BBC Belgium
- Logo used since 5 May 2026
- Country: Belgium
- Broadcast area: Belgium
- Network: BBC Benelux

Programming
- Languages: Dutch English
- Picture format: 1080i HDTV (downscaled to 16:9 576i for the SDTV feed)

Ownership
- Owner: BBC Studios
- Sister channels: BBC One BBC Two BBC Three BBC Four BBC News CBBC CBeebies

History
- Launched: 5 June 2015; 10 years ago (as BBC First) 5 May 2026; 1 day ago (as BBC Belgium)
- Former names: BBC First (2015-2026)

Links
- Website: BBCBenelux.com

= BBC Belgium =

BBC Belgium is a Belgian TV-station of BBC Studios with drama and some entertainment.

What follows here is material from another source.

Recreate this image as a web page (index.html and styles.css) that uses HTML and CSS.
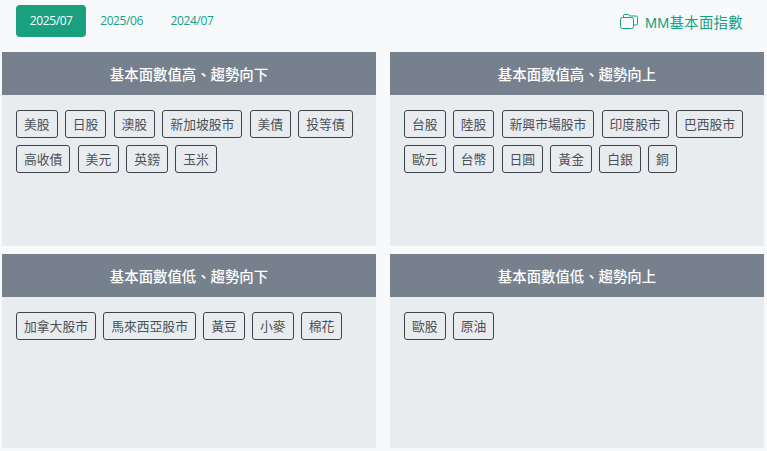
FILE: index.html
```html
<!DOCTYPE html>
<html lang="zh-Hant">
<head>
<meta charset="utf-8">
<title>MM基本面指數</title>
<link rel="stylesheet" href="styles.css">
</head>
<body>
<header class="topbar">
  <nav class="tabs">
    <a class="tab active">2025/07</a>
    <a class="tab">2025/06</a>
    <a class="tab">2024/07</a>
  </nav>
  <a class="index-link">
    <svg class="icon" width="18" height="15" viewBox="0 0 18 15" fill="none" stroke="currentColor" stroke-width="1">
      <path d="M3.5 3.5V1.5a1 1 0 0 1 1-1h4l1.5 1.5h6a1.5 1.5 0 0 1 1.5 1.5v6a1.5 1.5 0 0 1-1.5 1.5h-2.5"/>
      <rect x="0.5" y="3.5" width="13" height="11" rx="2"/>
    </svg>
    <span>MM基本面指數</span>
  </a>
</header>
<main class="grid">
  <section class="panel">
    <h2 class="panel-title">基本面數值高、趨勢向下</h2>
    <div class="chips">
      <span class="chip">美股</span><span class="chip">日股</span><span class="chip">澳股</span><span class="chip">新加坡股市</span><span class="chip">美債</span><span class="chip">投等債</span><span class="chip">高收債</span><span class="chip">美元</span><span class="chip">英鎊</span><span class="chip">玉米</span>
    </div>
  </section>
  <section class="panel">
    <h2 class="panel-title">基本面數值高、趨勢向上</h2>
    <div class="chips">
      <span class="chip">台股</span><span class="chip">陸股</span><span class="chip">新興市場股市</span><span class="chip">印度股市</span><span class="chip">巴西股市</span><span class="chip">歐元</span><span class="chip">台幣</span><span class="chip">日圓</span><span class="chip">黃金</span><span class="chip">白銀</span><span class="chip">銅</span>
    </div>
  </section>
  <section class="panel">
    <h2 class="panel-title">基本面數值低、趨勢向下</h2>
    <div class="chips">
      <span class="chip">加拿大股市</span><span class="chip">馬來西亞股市</span><span class="chip">黃豆</span><span class="chip">小麥</span><span class="chip">棉花</span>
    </div>
  </section>
  <section class="panel">
    <h2 class="panel-title">基本面數值低、趨勢向上</h2>
    <div class="chips">
      <span class="chip">歐股</span><span class="chip">原油</span>
    </div>
  </section>
</main>
</body>
</html>
```
FILE: styles.css
```css
* { box-sizing: border-box; }
html, body { height: 100%; }
body {
  margin: 0;
  background: #f8f9fa;
  color: #343a40;
  font-family: "Noto Sans CJK TC", "Liberation Sans", sans-serif;
  font-size: 13px;
  overflow: hidden;
}
.topbar {
  display: flex;
  justify-content: space-between;
  align-items: center;
  height: 52px;
  padding: 5px 24px 15px 16px;
}
.tabs { display: flex; }
.tab {
  display: block;
  width: 70.4px;
  height: 32px;
  line-height: 32px;
  text-align: center;
  font-family: "Open Sans", sans-serif;
  font-size: 12px;
  letter-spacing: -0.4px;
  color: #16a085;
  border-radius: 4px;
}
.tab.active { background: #18a07f; color: #fff; }
.index-link {
  display: flex;
  align-items: center;
  gap: 7px;
  color: #16a085;
  font-family: "Liberation Sans", "Noto Sans CJK TC", sans-serif;
  font-size: 14.4px;
  letter-spacing: 0.3px;
}
.icon { display: block; }
.grid {
  display: grid;
  grid-template-columns: 374px 374px;
  grid-template-rows: 194px 194px;
  column-gap: 14px;
  row-gap: 8px;
  padding-left: 2px;
}
.panel { background: #e9ecef; }
.panel-title {
  margin: 0;
  height: 43px;
  line-height: 43px;
  text-align: center;
  background: #77818d;
  color: #fff;
  font-size: 14.4px;
  font-weight: 500;
}
.chips {
  display: flex;
  flex-wrap: wrap;
  gap: 7px 7.2px;
  padding: 15px 14px;
}
.chip {
  display: block;
  height: 28px;
  line-height: 26px;
  padding: 0 7px;
  border: 1px solid #3d434a;
  border-radius: 3px;
  font-size: 12.8px;
  color: #4a5057;
}
```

It is a pay television channel which launched in Belgium originally as BBC First on 4 June 2015. On 5 May 2026 BBC Belgium took over from BBC First in Belgium.

==History==
BBC First launched in Belgium on 4 June 2015. The programme mix is specifically for the Belgium, with more emphasis placed on drama and crime series. All programming is subtitled in Dutch.

On 5 May 2026, BBC First was rebranded as BBC Belgium in Belgium.